### TASK OBJECTIVE
Count the lines containing "components". Give the number alone.

### DATASET SECTION
####
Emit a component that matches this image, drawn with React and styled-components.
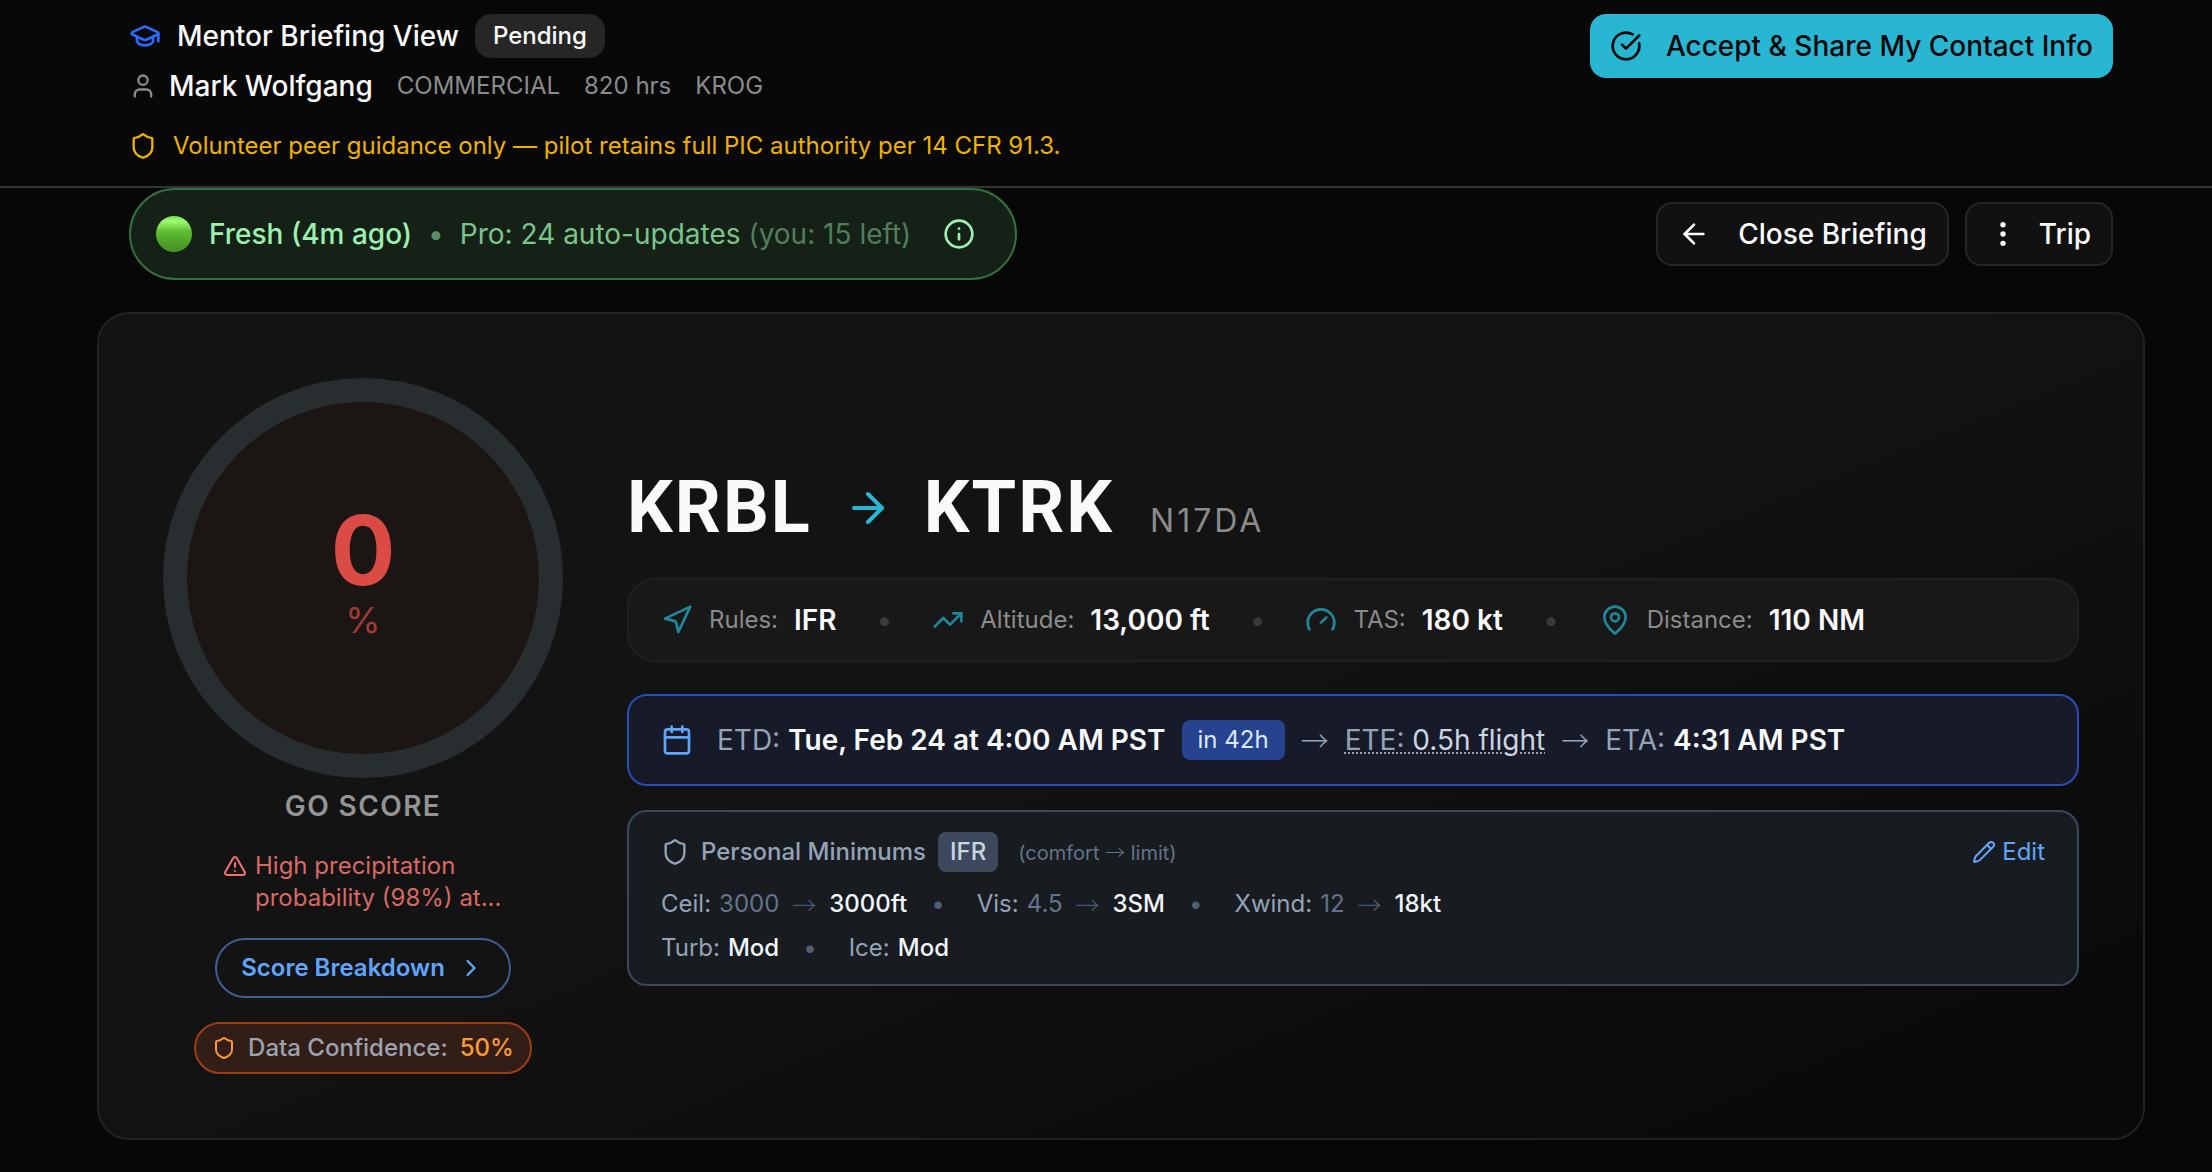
import React from "react";
import styled, { createGlobalStyle } from "styled-components";
import {
	ArrowLeft,
	ArrowRight,
	Calendar,
	ChevronRight,
	CircleCheckBig,
	EllipsisVertical,
	Gauge,
	GraduationCap,
	Info,
	MapPin,
	Navigation,
	Pencil,
	Shield,
	TrendingUp,
	TriangleAlert,
	User
} from "lucide-react";

const GlobalStyle = createGlobalStyle`
	* {
		box-sizing: border-box;
	}
	body {
		margin: 0;
		background: #070707;
		color: #fafafa;
		font-family: Inter, sans-serif;
		font-size: 24px;
		line-height: 32px;
		-webkit-font-smoothing: antialiased;
	}
	button {
		font: inherit;
		cursor: pointer;
	}
	svg {
		flex-shrink: 0;
	}
`;

const Row = styled.div`
	display: flex;
	align-items: center;
	gap: ${props => props.$gap || 16}px;
`;

const Header = styled.header`
	display: flex;
	justify-content: space-between;
	align-items: flex-start;
	padding: 14px 99px 24px 129px;
	background: #080808;
	border-bottom: 2px solid #333333;
`;
Header.Lines = styled.div`
	display: flex;
	flex-direction: column;
`;
Header.Title = styled.h1`
	margin: 0;
	font-size: 28px;
	font-weight: 500;
	line-height: 44px;
	display: flex;
	align-items: center;
	gap: 16px;

	svg {
		color: #2b6bff;
	}
`;
Header.Person = styled.div`
	display: flex;
	align-items: center;
	gap: 24px;
	margin-top: 8px;
	line-height: 40px;
	color: #8b8b8b;
`;
Header.Name = styled.strong`
	display: flex;
	align-items: center;
	gap: 12px;
	font-size: 28px;
	font-weight: 500;
	color: #fafafa;

	svg {
		color: #8b8b8b;
	}
`;
Header.Notice = styled.p`
	display: flex;
	align-items: center;
	gap: 16px;
	margin: 24px 0 0;
	color: #f0b100;
`;

const Status = styled.span`
	padding: 6px 18px;
	border-radius: 16px;
	background: #262626;
	font-size: 24px;
	line-height: 32px;
`;

const Button = styled.button`
	display: flex;
	align-items: center;
	gap: ${props => props.$gap || 24}px;
	height: 64px;
	padding: 0 20px;
	border: ${props => (props.$primary ? "0" : "2px solid #262626")};
	border-radius: 16px;
	background: ${props => (props.$primary ? "#29b6d3" : "#111111")};
	color: ${props => (props.$primary ? "#080808" : "#fafafa")};
	font-size: 28px;
	font-weight: 500;
`;

const Main = styled.main`
	padding: 0 67px 32px 97px;
`;

const Toolbar = styled.div`
	display: flex;
	justify-content: space-between;
	align-items: center;
	padding: 0 32px;
	margin-bottom: 32px;
`;

const Freshness = styled.div`
	display: flex;
	align-items: center;
	gap: 16px;
	height: 92px;
	padding: 0 40px 0 24px;
	border: 2px solid #34703e;
	border-radius: 46px;
	background: #152117;
	color: #9cf0b0;
	font-size: 28px;
`;
Freshness.Light = styled.span`
	width: 36px;
	height: 36px;
	margin: 0 1px;
	border-radius: 50%;
	background: linear-gradient(#6fdc4a, #9dff6e 14%, #60bf35 42%, #4f9f28 75%, #48902a);
`;
Freshness.Age = styled.span`
	font-weight: 500;
`;
Freshness.Plan = styled.span`
	color: #7cc48c;
`;
Freshness.Left = styled.span`
	color: #527d5c;
`;
Freshness.Help = styled.button`
	display: flex;
	margin-left: 16px;
	padding: 0;
	border: 0;
	background: none;
	color: #9cf0b0;
`;

const Dot = styled.span`
	margin-right: ${props => props.$after || 0}px;
	color: ${props => props.$color};
`;

const Card = styled.section`
	display: flex;
	align-items: center;
	gap: 64px;
	padding: 64px;
	border: 2px solid #222222;
	border-radius: 32px;
	background: linear-gradient(to bottom right, #131313 45%, #0a0a0a 90%);
`;

const Score = styled.div`
	display: flex;
	flex-direction: column;
	align-items: center;
	width: 400px;
	flex-shrink: 0;
`;
Score.Ring = styled.div`
	display: flex;
	flex-direction: column;
	align-items: center;
	justify-content: center;
	width: 400px;
	height: 400px;
	border: 24px solid #282d2f;
	border-radius: 50%;
	background: #1b1513;
	color: #db4b45;
`;
Score.Value = styled.span`
	font-size: 96px;
	font-weight: 700;
	line-height: 84px;
`;
Score.Unit = styled.span`
	font-size: 36px;
	line-height: 56px;
	color: #a13b37;
`;
Score.Label = styled.div`
	margin-top: 8px;
	font-size: 28px;
	font-weight: 600;
	line-height: 40px;
	letter-spacing: 0.05em;
	color: #949494;
`;
Score.Reason = styled.div`
	display: flex;
	align-items: flex-start;
	gap: 8px;
	width: 280px;
	margin: 24px 0;
	color: #d86965;

	svg {
		margin-top: 4px;
		color: #f87171;
	}
`;

const Breakdown = styled.button`
	display: flex;
	align-items: center;
	gap: 12px;
	height: 60px;
	padding: 0 24px;
	border: 2px solid #3d5f92;
	border-radius: 30px;
	background: transparent;
	color: #60a5fa;
	font-weight: 600;
`;

const Confidence = styled.div`
	display: flex;
	align-items: center;
	gap: 12px;
	height: 52px;
	margin-top: 24px;
	padding: 0 16px;
	border: 2px solid #9a3f14;
	border-radius: 26px;
	background: #321e17;
	color: #9ca3af;
	font-weight: 500;

	svg,
	strong {
		color: #fb9a37;
		font-weight: 500;
	}
`;

const Details = styled.div`
	flex: 1;
	min-width: 0;
`;

const Route = styled.h2`
	display: flex;
	align-items: baseline;
	gap: 32px;
	margin: 0 0 28px;
	font-family: Roboto, sans-serif;
	font-size: 72px;
	font-weight: 700;
	line-height: 84px;
	letter-spacing: 2px;

	svg {
		align-self: center;
		color: #29b6d3;
	}
`;
Route.Tail = styled.span`
	margin-left: 4px;
	font-family: Inter, sans-serif;
	font-size: 32px;
	font-weight: 400;
	line-height: 40px;
	letter-spacing: 3px;
	color: #8b8b8b;
`;

const Facts = styled.div`
	display: flex;
	align-items: center;
	flex-wrap: wrap;
	gap: 0 40px;
	min-height: 84px;
	padding: 0 32px;
	border: 2px solid #202020;
	border-radius: 28px;
	background: #181818;
	font-size: 28px;
	line-height: 40px;
`;
Facts.Item = styled.div`
	display: flex;
	align-items: center;
	gap: 16px;
	color: #8b8b8b;

	span {
		font-size: 24px;
	}
	strong {
		font-weight: 600;
		color: #fafafa;
	}
	svg {
		color: #20879b;
	}
`;

const Timing = styled.div`
	display: flex;
	align-items: center;
	flex-wrap: wrap;
	gap: 0 16px;
	min-height: 92px;
	margin: 32px 0 24px;
	padding: 0 32px;
	border: 2px solid #264db8;
	border-radius: 20px;
	background: #171a28;
	color: #94a3b8;
	font-size: 28px;
	line-height: 40px;

	> svg {
		margin-right: 8px;
		color: #60a5fa;
	}
	strong {
		font-weight: 600;
		color: #f8fafc;
	}
`;
Timing.Flight = styled.span`
	text-decoration: underline dotted 2px;
	text-underline-offset: 2px;

	em {
		font-style: normal;
		color: #cbd5e1;
	}
`;

const Tag = styled.span`
	padding: 4px ${props => (props.$blue ? 16 : 12)}px;
	border-radius: 8px;
	background: ${props => (props.$blue ? "#27438f" : "#3d485c")};
	color: ${props => (props.$blue ? "#dbeafe" : "#cbd5e1")};
	font-size: 24px;
	font-weight: ${props => (props.$blue ? 400 : 500)};
	line-height: 32px;
`;

const Arrow = styled.span`
	font-family: "Noto Sans CJK SC", sans-serif;
	font-weight: 300;
`;

const Minimums = styled.div`
	display: flex;
	flex-direction: column;
	gap: 12px;
	padding: 20px 32px;
	border: 2px solid #3b475b;
	border-radius: 20px;
	background: #181b20;
	color: #94a3b8;
`;
Minimums.Head = styled.div`
	display: flex;
	align-items: center;
	gap: 12px;
	margin-bottom: 4px;
`;
Minimums.Title = styled.h3`
	margin: 0;
	font-size: 24px;
	font-weight: 500;
`;
Minimums.Hint = styled.span`
	margin-left: 8px;
	font-size: 20px;
	color: #64748b;
`;
Minimums.Edit = styled.button`
	display: flex;
	align-items: center;
	gap: 6px;
	margin-left: auto;
	padding: 0;
	border: 0;
	background: none;
	color: #60a5fa;
`;
Minimums.Item = styled.span`
	display: flex;
	gap: 8px;

	strong {
		font-weight: 500;
		color: #f1f5f9;
	}
`;
Minimums.Comfort = styled.span`
	color: #64748b;
`;
Minimums.Arrow = styled(Arrow)`
	margin: 0 5px;
	color: #4b5a70;
`;

const facts = [
	{ icon: Navigation, label: "Rules:", value: "IFR" },
	{ icon: TrendingUp, label: "Altitude:", value: "13,000 ft" },
	{ icon: Gauge, label: "TAS:", value: "180 kt" },
	{ icon: MapPin, label: "Distance:", value: "110 NM" }
];

const minimums = [
	[
		{ label: "Ceil:", comfort: "3000", limit: "3000ft" },
		{ label: "Vis:", comfort: "4.5", limit: "3SM" },
		{ label: "Xwind:", comfort: "12", limit: "18kt" }
	],
	[{ label: "Turb:", limit: "Mod" }, { label: "Ice:", limit: "Mod" }]
];

const Minimum = ({ label, comfort, limit }) => (
	<Minimums.Item>
		<span>{label}</span>
		{comfort && (
			<>
				<Minimums.Comfort>{comfort}</Minimums.Comfort>
				<Minimums.Arrow>→</Minimums.Arrow>
			</>
		)}
		<strong>{limit}</strong>
	</Minimums.Item>
);

const BriefingHeader = () => (
	<Header>
		<Header.Lines>
			<Header.Title>
				<GraduationCap size={32} />
				Mentor Briefing View
				<Status>Pending</Status>
			</Header.Title>
			<Header.Person>
				<Header.Name>
					<User size={28} />
					Mark Wolfgang
				</Header.Name>
				<span>COMMERCIAL</span>
				<span>820 hrs</span>
				<span>KROG</span>
			</Header.Person>
			<Header.Notice>
				<Shield size={28} />
				Volunteer peer guidance only — pilot retains full PIC authority per 14 CFR 91.3.
			</Header.Notice>
		</Header.Lines>
		<Button $primary>
			<CircleCheckBig size={32} />
			Accept &amp; Share My Contact Info
		</Button>
	</Header>
);

const GoScore = () => (
	<Score>
		<Score.Ring>
			<Score.Value>0</Score.Value>
			<Score.Unit>%</Score.Unit>
		</Score.Ring>
		<Score.Label>GO SCORE</Score.Label>
		<Score.Reason>
			<TriangleAlert size={24} />
			<span>High precipitation probability (98%) at...</span>
		</Score.Reason>
		<Breakdown>
			Score Breakdown
			<ChevronRight size={28} />
		</Breakdown>
		<Confidence>
			<Shield size={24} />
			<span>Data Confidence:</span>
			<strong>50%</strong>
		</Confidence>
	</Score>
);

const App = () => (
	<>
		<GlobalStyle />
		<BriefingHeader />
		<Main>
			<Toolbar>
				<Freshness>
					<Freshness.Light />
					<Freshness.Age>Fresh (4m ago)</Freshness.Age>
					<Dot $color="#5b8f68">•</Dot>
					<Freshness.Plan>
						Pro: 24 auto-updates <Freshness.Left>(you: 15 left)</Freshness.Left>
					</Freshness.Plan>
					<Freshness.Help aria-label="About updates">
						<Info size={32} />
					</Freshness.Help>
				</Freshness>
				<Row>
					<Button $gap={28}>
						<ArrowLeft size={32} />
						Close Briefing
					</Button>
					<Button $gap={20}>
						<EllipsisVertical size={32} />
						Trip
					</Button>
				</Row>
			</Toolbar>
			<Card>
				<GoScore />
				<Details>
					<Route>
						KRBL
						<ArrowRight size={48} />
						KTRK
						<Route.Tail>N17DA</Route.Tail>
					</Route>
					<Facts>
						{facts.map((fact, index) => (
							<React.Fragment key={fact.label}>
								{index > 0 && <Dot $color="#3a3a3a">•</Dot>}
								<Facts.Item>
									<fact.icon size={32} />
									<span>{fact.label}</span>
									<strong>{fact.value}</strong>
								</Facts.Item>
							</React.Fragment>
						))}
					</Facts>
					<Timing>
						<Calendar size={32} />
						<span>
							ETD: <strong>Tue, Feb 24 at 4:00 AM PST</strong>
						</span>
						<Tag $blue>in 42h</Tag>
						<Arrow>→</Arrow>
						<Timing.Flight>
							ETE: <em>0.5h flight</em>
						</Timing.Flight>
						<Arrow>→</Arrow>
						<span>
							ETA: <strong>4:31 AM PST</strong>
						</span>
					</Timing>
					<Minimums>
						<Minimums.Head>
							<Shield size={28} />
							<Minimums.Title>Personal Minimums</Minimums.Title>
							<Tag>IFR</Tag>
							<Minimums.Hint>
								(comfort <Arrow>→</Arrow> limit)
							</Minimums.Hint>
							<Minimums.Edit>
								<Pencil size={24} />
								Edit
							</Minimums.Edit>
						</Minimums.Head>
						{minimums.map((items, line) => (
							<Row key={line} $gap={24}>
								{items.map((item, index) => (
									<React.Fragment key={item.label}>
										{index > 0 && (
											<Dot $color="#4f5f77" $after={8}>
												•
											</Dot>
										)}
										<Minimum {...item} />
									</React.Fragment>
								))}
							</Row>
						))}
					</Minimums>
				</Details>
			</Card>
		</Main>
	</>
);

export default App;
####
### RESULT OF THIS EXERCISE
2